Erythrée: le gouvernement veut nationaliser les hôpitaux et dispensaires de l’Église
Manuella Affejee- Cité du Vatican
Le 12 juin dernier, les administrateurs des divers hôpitaux, centres médicaux et dispensaires catholiques ont reçu la visite de fonctionnaires du gouvernement, leur demandant d’en remettre la propriété aux autorités. Devant le refus des responsables, pris de court par une telle démarche, les fonctionnaires ont procédé à la fermeture pure et simple des centres, à l’évacuation immédiate du personnel et des patients, et à la mise sous surveillance des maisons religieuses dont dépendent ces structures.
La tristesse et l’inquiétude des évêques
Devant ces actes d’intimidation dont ils affirment ne pas comprendre le fondement, les évêques expriment leur «tristesse» et leur «amertume». «Comment est-il possible que de tels actes aient lieu dans un État de droit ? Est-ce ainsi que l’État interrompt d’un coup, sans même un geste de reconnaissance, une collaboration que l’Église lui a offerte durant des décennies, pour le bien du peuple et de la nation ?» s’interrogent-ils dans cette missive adressée au la ministre de la Santé, Amna Nurhsein, non sans rappeler que le service de l’homme constitue le cœur de la mission de l’Église, une «obligation» même.
«Une chose est de déclarer que l’État n’a pas besoin des services de l’Église, une autre est d’intimer la remise des propriétés légitimes de l’Église: ce n’est absolument pas juste», assènent les évêques, faisant observer que les structures sanitaires en question se trouvent à l’intérieur des maisons religieuses. Il s’avère impossible de réquisitionner les premières sans violer la liberté et l’espace vital des secondes. «Priver l’Église de ces institutions, c’est attaquer sa propre existence, et exposer ses serviteurs, religieux, religieuses et laïcs à la persécution». En conséquence, l’épiscopat prévient qu’il ne les remettra pas volontairement aux autorités.
L’affaire cause une grande émotion et une vive inquiétude au sein des communautés catholiques du pays, mais aussi parmi la population.
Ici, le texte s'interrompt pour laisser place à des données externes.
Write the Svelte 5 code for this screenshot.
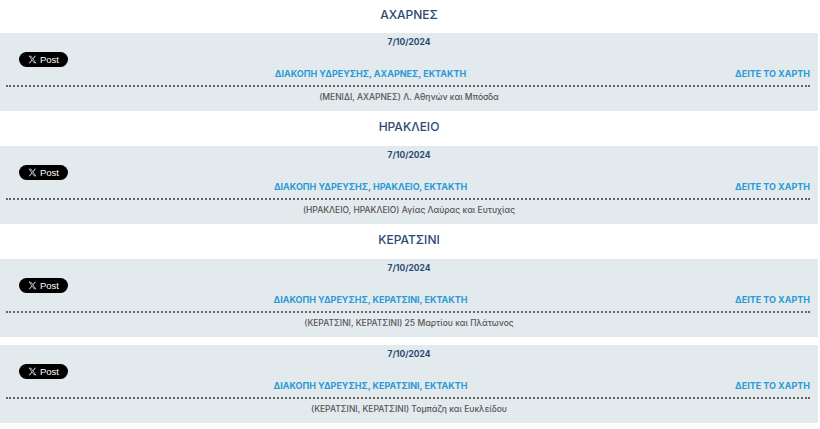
<script lang="ts">
	type Item = { area: string; city: string; street: string };
	type Group = { heading?: string; item: Item };

	const groups: Group[] = [
		{ heading: 'ΑΧΑΡΝΕΣ', item: { area: 'ΜΕΝΙΔΙ', city: 'ΑΧΑΡΝΕΣ', street: 'Λ. Αθηνών και Μπόσδα' } },
		{ heading: 'ΗΡΑΚΛΕΙΟ', item: { area: 'ΗΡΑΚΛΕΙΟ', city: 'ΗΡΑΚΛΕΙΟ', street: 'Αγίας Λαύρας και Ευτυχίας' } },
		{ heading: 'ΚΕΡΑΤΣΙΝΙ', item: { area: 'ΚΕΡΑΤΣΙΝΙ', city: 'ΚΕΡΑΤΣΙΝΙ', street: '25 Μαρτίου και Πλάτωνος' } },
		{ item: { area: 'ΚΕΡΑΤΣΙΝΙ', city: 'ΚΕΡΑΤΣΙΝΙ', street: 'Τομπάζη και Ευκλείδου' } }
	];
</script>

<main class="page">
	{#each groups as group}
		{#if group.heading}
			<h2 class="heading">{group.heading}</h2>
		{:else}
			<div class="spacer"></div>
		{/if}
		<section class="band">
			<div class="date">7/10/2024</div>
			<div class="row">
				<a class="post" href="#post">
					<svg viewBox="0 0 24 24" width="9" height="9" aria-hidden="true">
						<path fill="#ccc" d="M18.2 2.3h3.3l-7.2 8.2 8.5 11.2h-6.7l-5.2-6.8-6 6.8H1.7l7.7-8.8L1.3 2.3h6.8l4.7 6.2zm-1.2 17.5h1.8L7.1 4.1h-2z" />
					</svg>
					<span>Post</span>
				</a>
				<a class="title" href="#title">ΔΙΑΚΟΠΗ ΥΔΡΕΥΣΗΣ, {group.item.city}, ΕΚΤΑΚΤΗ</a>
				<a class="map" href="#map">ΔΕΙΤΕ ΤΟ ΧΑΡΤΗ</a>
			</div>
			<div class="address">({group.item.area}, {group.item.city}) {group.item.street}</div>
		</section>
	{/each}
</main>

<style>
	:global(body) {
		margin: 0;
		background: #fff;
	}

	.page {
		width: 818px;
		font-family: Inter, 'Noto Sans', sans-serif;
	}

	.heading {
		margin: 0;
		height: 35px;
		line-height: 32px;
		text-align: center;
		font-size: 12px;
		font-weight: 500;
		color: #2d4a73;
	}

	.heading:first-child {
		height: 33px;
		line-height: 29px;
	}

	.spacer {
		height: 8px;
	}

	.band {
		height: 78px;
		background: #e3eaee;
	}

	.date {
		height: 17px;
		line-height: 18px;
		text-align: center;
		font-size: 8.5px;
		font-weight: 700;
		color: #2d4a73;
	}

	.row {
		display: grid;
		grid-template-columns: 200px 329px 1fr;
		align-items: end;
		height: 35px;
		margin: 0 8px 0 6px;
		border-bottom: 2px dotted #666;
	}

	.post {
		align-self: start;
		margin: 2px 0 0 13px;
		width: 49px;
		height: 15px;
		border-radius: 8px;
		background: #000;
		color: #fff;
		display: flex;
		align-items: center;
		justify-content: center;
		gap: 3px;
		font-family: 'Liberation Sans', Arial, sans-serif;
		font-size: 9.5px;
		font-weight: 400;
		text-decoration: none;
	}

	.title,
	.map {
		font-size: 9px;
		font-weight: 700;
		line-height: 18px;
		margin-bottom: 2px;
		color: #2b9ad6;
		text-decoration: none;
		white-space: nowrap;
	}

	.title {
		text-align: center;
	}

	.map {
		text-align: right;
	}

	.address {
		height: 24px;
		line-height: 21px;
		text-align: center;
		font-size: 8.5px;
		font-weight: 500;
		color: #555;
	}
</style>
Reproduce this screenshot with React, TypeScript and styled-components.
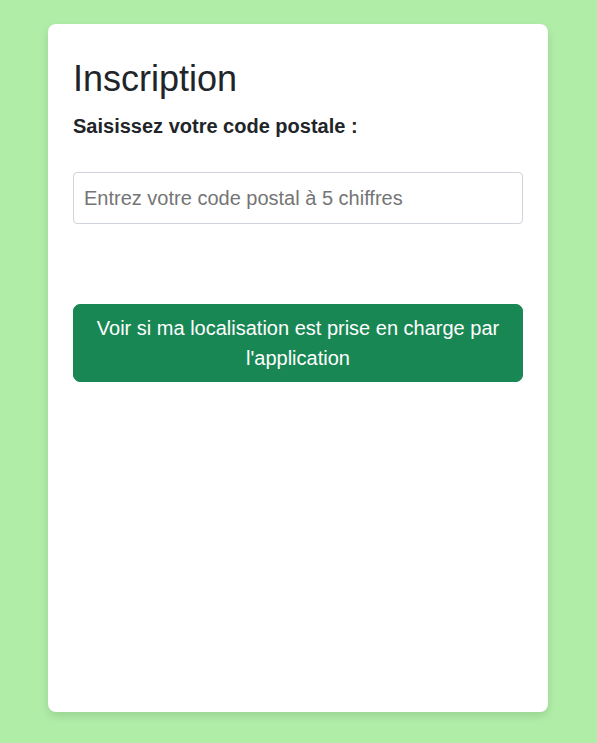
import React from "react";
import styled, { createGlobalStyle } from "styled-components";

const Global = createGlobalStyle`
  html, body { margin: 0; padding: 0; }
  body {
    background: #b0eea8;
    font-family: "Liberation Sans", Arial, sans-serif;
    color: #212529;
    min-height: 743px;
  }
  * { box-sizing: border-box; }
`;

const Page = styled.div`
  display: flex;
  justify-content: flex-start;
  padding: 24px 0 31px 48px;
`;

const Card = styled.div`
  width: 500px;
  height: 688px;
  background: #ffffff;
  border-radius: 8px;
  box-shadow: 0 4px 10px rgba(0, 0, 0, 0.12);
  padding: 33px 25px 25px;
  display: flex;
  flex-direction: column;
`;

const Title = styled.h1`
  font-size: 36px;
  font-weight: 400;
  line-height: 1.2;
  margin: 0 0 11px;
`;

const Label = styled.label`
  font-size: 20px;
  font-weight: 700;
  line-height: 30px;
  margin: 0 0 31px;
`;

const Input = styled.input`
  width: 100%;
  height: 52px;
  padding: 10px 10px;
  font-size: 20px;
  font-family: "Liberation Sans", Arial, sans-serif;
  line-height: 30px;
  border: 1px solid #ced4da;
  border-radius: 4px;
  color: #212529;
  margin: 0 0 80px;
  &::placeholder { color: #757575; opacity: 1; }
`;

const Button = styled.button`
  width: 100%;
  background: #198754;
  color: #ffffff;
  border: 1px solid #198754;
  border-radius: 7px;
  font-family: "Liberation Sans", Arial, sans-serif;
  font-size: 20px;
  line-height: 30px;
  padding: 8px 16px;
  text-align: center;
  cursor: pointer;
`;

export default function App() {
  return (
    <>
      <Global />
      <Page>
        <Card>
          <Title>Inscription</Title>
          <Label htmlFor="cp">Saisissez votre code postale :</Label>
          <Input id="cp" type="text" placeholder="Entrez votre code postal à 5 chiffres" />
          <Button>Voir si ma localisation est prise en charge par l'application</Button>
        </Card>
      </Page>
    </>
  );
}
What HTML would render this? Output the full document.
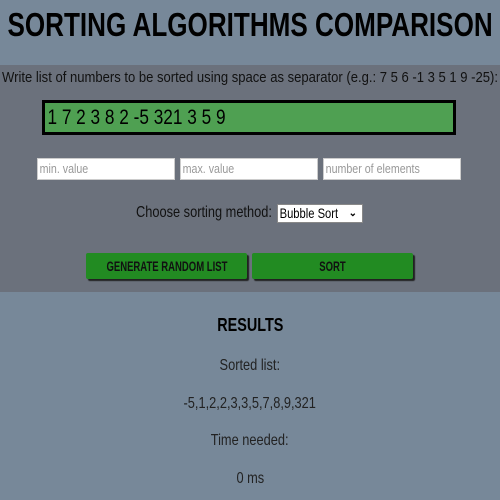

Les quelque 40 hôpitaux, centres sanitaires et dispensaires régis par l’Église fournissent en effet des soins gratuits à tous ceux qui en ont besoin, indépendamment de leur ethnie ou de leur appartenance religieuse. Les pauvres et les nécessiteux sont donc les premières victimes de cette décision arbitraire des autorités érythréennes.
Une lettre pastorale trop libre ?
Pour en saisir les ressorts, il faut se reporter à une loi édictée en 1995 qui plaçait toutes les structures sociales, -écoles, centres médicaux-, sous l’administration de l’État. Mais en pratique, elle ne fut jamais appliquée… jusqu’à ces derniers mois. Entre 2017 et 2018, 8 cliniques catholiques ont été contraintes à la fermeture.
Selon plusieurs observateurs, cités par l’agence Fides, il faut comprendre cette décision comme une mesure de rétorsion du régime contre l’Église. Dans une lettre pastorale publiée en avril dernier, les évêques du pays avaient en effet demandé «un processus de réconciliation nationale qui garantisse la justice sociale pour tous». Dans le sillage de l’accord de paix historique conclu avec l’ancienne rivale éthiopienne, l’épiscopat appelait à de profondes réformes afin de soulager la population durement éprouvée par des années de dictature. Des paroles libres, ouvertes au dialogue et sans aucune intention critique, mais qui, semble-t-il, n’ont pas eu l’heur de plaire aux autorités.